Within PSS nowadays we add rules to this tool when we find interesting new issues or where we find common causes of problems that our customers experience. If you run the tool regularly you’ll pick up our latest updates, things that we in PSS think are important you should check for, and check for them automatically. A large number of the support cases that I work on contain known issues of configuration and the like which could be avoided or at least highlighted by this tool.

The reason that I mention this now is that the tool currently contains a rule for a known issue with a driver from Dell which can cause random data corruptions which show up as assertions and errors similar to the one above.

For reference the driver in question is LSI_SAS.SYS where the version is less than 1.21.26.01. If you notice that you are running an environment that has the matching configuration options ( >4GB of system memory and on servers with a SAS backplane, Microsoft Windows 2000 or 2003 and Dell OpenManage Server Administrator Storage Management Software) to be susceptible to this problem, you can download the update which resolves it here.

It actually turned out that this was not the cause in this case, but it’s always good to check these things, and the BPA is a great way of doing it.

The key to actually finding the cause of this particular error was to note the rest of the SQL Server error logs, which were littered with errors 602, 676, and 677. For example:

Error: 602, Severity: 21, State: 30.
Could not find an entry for table or index with partition ID 491897996509184 in database 2. This error can occur if a stored procedure references a dropped table, or metadata is corrupted. Drop and re-create the stored procedure, or execute DBCC CHECKDB.

Error 676
Error occurred while attempting to drop worktable with partition ID 491897996509184

Error 677
Unable to drop worktable with partition ID 491897996509184 after repeated attempts. Worktable is marked for deferred drop. This is an informational message only. No user action is required.

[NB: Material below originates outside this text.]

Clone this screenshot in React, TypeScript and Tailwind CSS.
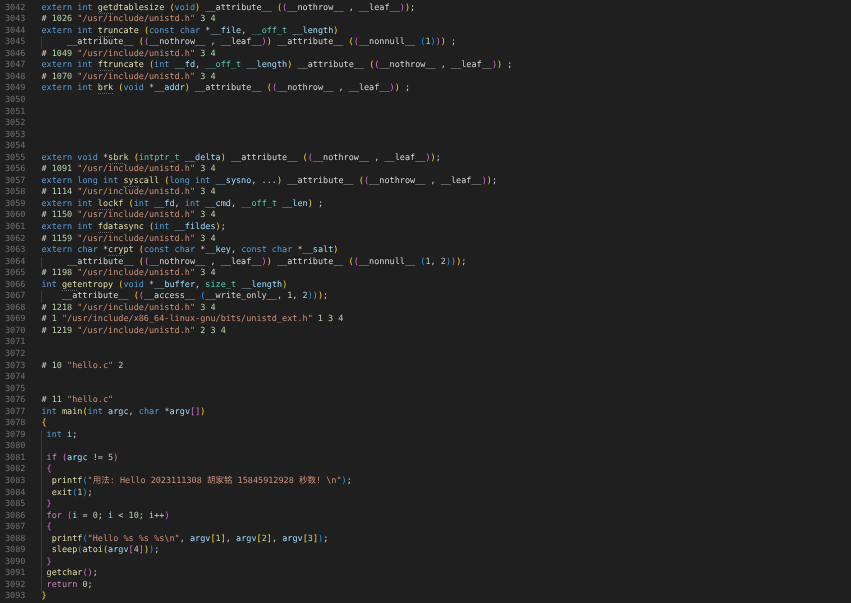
type Token = [string, string];

const mk = (cls: string) => (t: string): Token => [cls, t];
const k = mk('text-[#569cd6]');
const c = mk('text-[#c586c0]');
const f = mk('text-[#dcdcaa]');
const fd = mk('text-[#dcdcaa] border-b border-dotted border-[#666666]');
const v = mk('text-[#9cdcfe]');
const t = mk('text-[#4ec9b0]');
const s = mk('text-[#ce9178]');
const n = mk('text-[#b5cea8]');
const p = mk('text-[#d4d4d4]');
const b1 = mk('text-[#ffd700]');
const b2 = mk('text-[#da70d6]');
const b3 = mk('text-[#179fff]');

const attrs = (): Token[] => [p('__attribute__ '), b1('('), b2('('), p('__nothrow__ , __leaf__'), b2(')'), b1(')')];
const loc = (num: string, file = 'unistd.h', tail = ' 3 4'): Token[] => [
  p('# '),
  n(num),
  s(` "/usr/include/${file}"`),
  n(tail),
];

// line number start is 3042, guide marks the lines with an indent rule
const lines: { code: Token[]; guide?: boolean }[] = [
  { code: [k('extern int '), fd('get'), f('dtablesize '), b1('('), k('void'), b1(')'), p(' '), ...attrs(), p(';')] },
  { code: loc('1026') },
  { code: [k('extern int '), fd('tru'), f('ncate '), b1('('), k('const char '), p('*'), v('__file'), p(', '), t('__off_t'), v(' __length'), b1(')')] },
  {
    guide: true,
    code: [p('     '), ...attrs(), p(' __attribute__ '), b1('('), b2('('), p('__nonnull__ '), b3('('), n('1'), b3(')'), b2(')'), b1(')'), p(' ;')],
  },
  { code: loc('1049') },
  { code: [k('extern int '), fd('ftr'), f('uncate '), b1('('), k('int '), v('__fd'), p(', '), t('__off_t'), v(' __length'), b1(')'), p(' '), ...attrs(), p(' ;')] },
  { code: loc('1070') },
  { code: [k('extern int '), fd('brk'), f(' '), b1('('), k('void '), p('*'), v('__addr'), b1(')'), p(' '), ...attrs(), p(' ;')] },
  { code: [] },
  { code: [] },
  { code: [] },
  { code: [] },
  { code: [] },
  { code: [k('extern void '), p('*'), fd('sbr'), f('k '), b1('('), t('intptr_t'), v(' __delta'), b1(')'), p(' '), ...attrs(), p(';')] },
  { code: loc('1091') },
  { code: [k('extern long int '), fd('sys'), f('call '), b1('('), k('long int '), v('__sysno'), p(', ...'), b1(')'), p(' '), ...attrs(), p(';')] },
  { code: loc('1114') },
  { code: [k('extern int '), fd('loc'), f('kf '), b1('('), k('int '), v('__fd'), p(', '), k('int '), v('__cmd'), p(', '), t('__off_t'), v(' __len'), b1(')'), p(' ;')] },
  { code: loc('1150') },
  { code: [k('extern int '), fd('fda'), f('tasync '), b1('('), k('int '), v('__fildes'), b1(')'), p(';')] },
  { code: loc('1159') },
  { code: [k('extern char '), p('*'), fd('cry'), f('pt '), b1('('), k('const char '), p('*'), v('__key'), p(', '), k('const char '), p('*'), v('__salt'), b1(')')] },
  {
    guide: true,
    code: [p('     '), ...attrs(), p(' __attribute__ '), b1('('), b2('('), p('__nonnull__ '), b3('('), n('1'), p(', '), n('2'), b3(')'), b2(')'), b1(')'), p(';')],
  },
  { code: loc('1198') },
  { code: [k('int '), fd('get'), f('entropy '), b1('('), k('void '), p('*'), v('__buffer'), p(', '), t('size_t'), v(' __length'), b1(')')] },
  {
    guide: true,
    code: [p('    __attribute__ '), b1('('), b2('('), p('__access__ '), b3('('), p('__write_only__, '), n('1'), p(', '), n('2'), b3(')'), b2(')'), b1(')'), p(';')],
  },
  { code: loc('1218') },
  { code: loc('1', 'x86_64-linux-gnu/bits/unistd_ext.h', ' 1 3 4') },
  { code: loc('1219', 'unistd.h', ' 2 3 4') },
  { code: [] },
  { code: [] },
  { code: [p('# '), n('10'), s(' "hello.c"'), n(' 2')] },
  { code: [] },
  { code: [] },
  { code: [p('# '), n('11'), s(' "hello.c"')] },
  { code: [k('int '), f('main'), b1('('), k('int '), v('argc'), p(', '), k('char '), p('*'), v('argv'), b2('[]'), b1(')')] },
  { code: [b1('{')] },
  { guide: true, code: [k(' int '), v('i'), p(';')] },
  { guide: true, code: [] },
  { guide: true, code: [c(' if '), b2('('), v('argc'), p(' != '), n('5'), b2(')')] },
  { guide: true, code: [b2(' {')] },
  { guide: true, code: [f('  printf'), b3('('), s('"用法: Hello 2023111308 胡家铭 15845912928 秒数! \\n"'), b3(')'), p(';')] },
  { guide: true, code: [f('  exit'), b3('('), n('1'), b3(')'), p(';')] },
  { guide: true, code: [b2(' }')] },
  { guide: true, code: [c(' for '), b2('('), v('i'), p(' = '), n('0'), p('; '), v('i'), p(' < '), n('10'), p('; '), v('i'), p('++'), b2(')')] },
  { guide: true, code: [b2(' {')] },
  {
    guide: true,
    code: [f('  printf'), b3('('), s('"Hello %s %s %s\\n"'), p(', '), v('argv'), b1('['), n('1'), b1(']'), p(', '), v('argv'), b1('['), n('2'), b1(']'), p(', '), v('argv'), b1('['), n('3'), b1(']'), b3(')'), p(';')],
  },
  { guide: true, code: [f('  sleep'), b3('('), f('atoi'), b1('('), v('argv'), b2('['), n('4'), b2(']'), b1(')'), b3(')'), p(';')] },
  { guide: true, code: [b2(' }')] },
  { guide: true, code: [f(' getchar'), b2('()'), p(';')] },
  { guide: true, code: [c(' return '), n('0'), p(';')] },
  { code: [b1('}')] },
];

export default function App() {
  return (
    <div className="h-[603px] overflow-hidden bg-[#1f1f1f] pt-[2.6px] font-['DejaVu_Sans_Mono','Noto_Sans_CJK_SC',monospace] text-[8.5px] leading-[11.55px] blur-[0.45px] [text-rendering:geometricPrecision]">
      {lines.map((line, i) => (
        <div key={i} className="flex h-[11.55px] whitespace-pre">
          <div className="w-[40.5px] shrink-0 pl-[5px] text-[#707070]">{3042 + i}</div>
          <div className={`grow border-l ${line.guide ? 'border-[#3a3a3a]' : 'border-transparent'}`}>
            {line.code.map(([cls, text], j) => (
              <span key={j} className={cls}>
                {text}
              </span>
            ))}
          </div>
        </div>
      ))}
    </div>
  );
}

In themselves, these errors are not completely conclusive, as further memory dumps may be produced, which again would also need to be analyzed. However sometimes they are caused by this problem https://support.microsoft.com/default.aspx?scid=kb;EN-US;937343

If you are getting errors such as these, or others like them, you should consider what the errors themselves recommend. You should run DBCC CHECKDB to check your data integrity (a data corruption can cause all manner of different assertions depending upon its nature) and you should check your hardware for possible problems as well.

I guess what I’m trying to say in conclusion is that there doesn’t have to be one single simple cause when you look at particular errors such as these. The basics still always apply;

You should run DBCC CHECKDB regularly (this is another BPA rule it will highlight it if you haven’t)
You should keep an eye on the overall health of your environment, especially the storage
You should keep an eye on your SQL Server error logs and consider all the events together.

The answer to this actual problem? Well it was the hotfix noted above, but we had to collect some dumps to prove this definitively, and that’s something that you do need PSS involvement with.